Laicità solida. Sul rapporto fra religioni e istituzioni repubblicane nell’era della politica “post-metafisica”
Le democrazie occidentali affondano le loro radici nel contesto normativo della filosofia dell’Illuminismo europeo che si avviava, 250 anni fa, a dichiarare guerra al potere di quella religione orientata all’aldilà nel nome dell’individuo dotato di ragione. Da allora, l’idea di un «utilizzo pubblico della ragione» (Kant) conferisce al progetto democratico moderno una dignità specificamente laica, sganciata dalla priorità di verità religioso-metafisiche.
Quale rilevanza politica in questo progetto resta per le comunità religiose costituite è pertanto una questione non poco dibattuta; così come oggetto di riflessione è la questione delle risorse di motivazione dalle quali la repubblica laica può ancora trarre i fondamenti sociali e morali della propria esistenza, non potendo più appellarsi a fonti di legittimazione trascendenti. Resta fermo il fatto che un programma di autogoverno democratico nel medium della ragione pubblica può rendere giustizia alle proprie ambizioni solo se i cittadini sono nelle condizioni di stabilire una sfera durevole di autocomprensione, politicamente e moralmente esigente, e di comprendersi non esclusivamente come individui privati che «si limitano a rivolgere, come armi, l’uno contro l’altro, i propri diritti soggettivi».

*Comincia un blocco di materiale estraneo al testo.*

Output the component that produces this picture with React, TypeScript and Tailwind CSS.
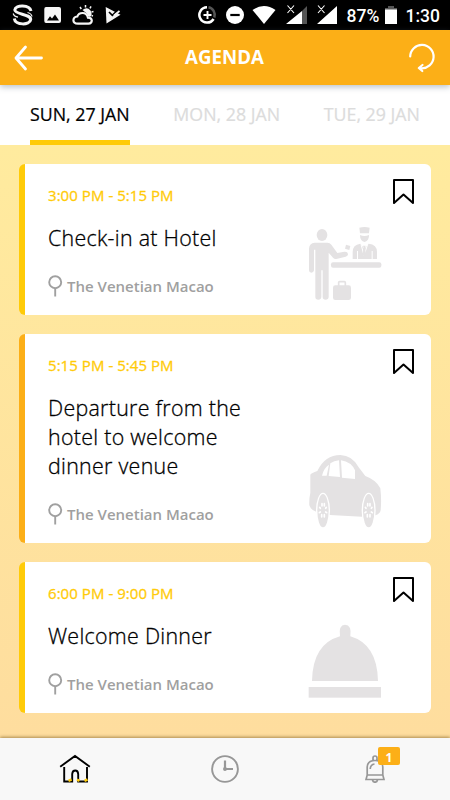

Su questo sfondo intendo qui di seguito abbozzare il profilo di normatività della modernità politica come progetto in tutto e per tutto laico che, tuttavia, deve combattere con le rilevanti insicurezze della profanità; si tratta di insicurezze che ostano non poco – tanto dal punto di vista del diritto costituzionale quanto da quello della società civile – nella ricerca di un rapporto appropriato con la pluralità religiosa dello Stato che possa orientarsi al modello di un’autocosciente coesistenza pubblica fra religioni e repubblica.